Milletçe kafayı yedik… Her hafta, her ay kafayı yediydik zaten de artık iyice kafalar yendi. Kafada kafa kalmadı. Kafa yerine soğan var diyeceğim, soğan bile yok. Kafaların içi boş, bomboş… En çok ses en boş kafalardan yankılana yankılana büyüyor, büyüyor.
Bir deli başka bir deliyi buluyor, birleşiyor, binlerce deli oluyor. Binlerce deliden her biri bir taş atsa kuyunun başında en az bir milyon akıllı olması gerekiyor. Bir milyon akıllı oy kullansa, bunun yüzde 49’u bir yere kullansa, aradaki fark 10 olur. 10 oyla da seçim tekrarlanır biliyorsunuz. Çünkü seçimin anlamı rakibine sandıkta fark atmak… Ama ne fark, öyle böyle değil. Farkı koydun mu, rakibin iki gün kalkamayacak yerinden. Bizimkiler böyle düşünüyor en azından. Ben de böyle düşünüyorum.
YSK zaten iyice kafalarda. Sanki 4 gün süren elektronik dans partisine gidip de hiç uyumamış, 5. günde de o kafayla iş başına geçmiş bireyler gibi. İşin kötüsü kendisini ayılmak için de sigara içiyor adeta. Ya insan bi portakal suyu içer, hadi onu bulamadıysa insan gider biraz su içer. Yooook. Bunlar partiden sonra da partilemeyi seçmiş. Kopkop peşinde gençler misali, ‘Bi tane daha yapalım mı?’ kafası yaşıyor adeta… Şimdi onların da bunların da şunların da durumunu bilemiyorum. Sonuçta birileri birilerini darlıyordur, bi şey oluyordur. Ülkede kimin nerede ne yaptığı belli değil malum… Geçmişimizde Susurluk var, ayran dışında her şey oldu Susurluk’ta hatırlamazsınız belki, devlet içinde derin devlet filan vardı, bir takım başka bıyıklılar online idi falan idi filan idi…
Hani seçim yapmayı bilmiyoruz diyeceğim, ülkemizdeki gençlerin çoğunun hayatı seçimle geçti. Zart seçim, zurt seçim… Seçim yolsuzluklarını da gözle gördük. Gün geldi plakasız araçlar sandıkların önünde bekledi, gün geldi seçim sürerken mühürsüz oylar da sevdaya dâhil edildi, gün geldi sandık başında seri mühür basan bireyleri de gördük, gün geldi çuval çuval istenmeyen partilere ait pusulalar yollara saçıldı. Seçim yolsuzluğu gibi yolsuzlukları çok şükür gördük.

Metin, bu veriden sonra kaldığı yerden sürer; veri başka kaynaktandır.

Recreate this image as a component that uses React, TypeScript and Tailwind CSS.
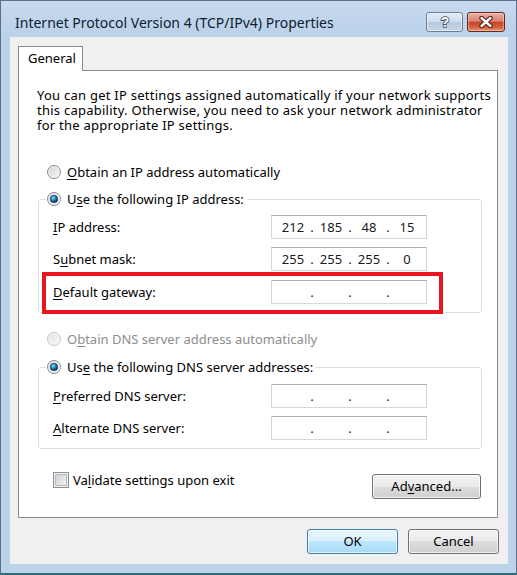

Ve artık hayatımızda o kadar üçkâğıt, o kadar dolandırıcılık, o kadar çakallıkla karşılaştık ki, neredeyse her türlü dolandırıcılık, üçkâğıtçılık ve hırsızlık yöntemine karşı şerbetliyiz. Neyse ki şimdi sadece bilmediğimiz bir yöntemin hayali var. Hayallerle yaşıyor bazıları…
2019 yılında bilim insanları hala ‘Dünya düz değildir’i anlatmaya çalışıyorsa zaten zamanda geriye gidişin belli olduğu belli. Cahiller daha cahil, akıllılar da cahillere ve delilere laf anlatmaya çalışırken daha az akıllı ve daha çok deli oluyor ister istemez.
Aklımıza ve delilere sahip çıkmak da mümkün aslında ama bizim delilerimiz o kadar delirmiş ki artık birisi akıllı görünürse yanımda benim nasıl da deli olduğum ortaya çıkar, herkes benimle ‘Deli bu ya deli valla’ diye dalga geçer korkusuyla son numaralarını, son deliliklerini devreye sokuyor. Deliliğin sonu olmadığı için son deliliğin de sonu yok. Her gün yeni bir delilik, akıllıların kafasını karıştıracak saçma sapan yeni bir açıklama / söz, vb. ediyorlar. Delilerin de işi zor, hem deli gibi görünmemek istiyorlar, hem de deliliklerini özgürce milleti deli ederek yaşamak istiyorlar.
Sonuçta herkesin delirmesine az kaldı ama o kadar delirdik ki artık biraz daha delirirsek aniden çok akıllanacağız gibi geliyor bana.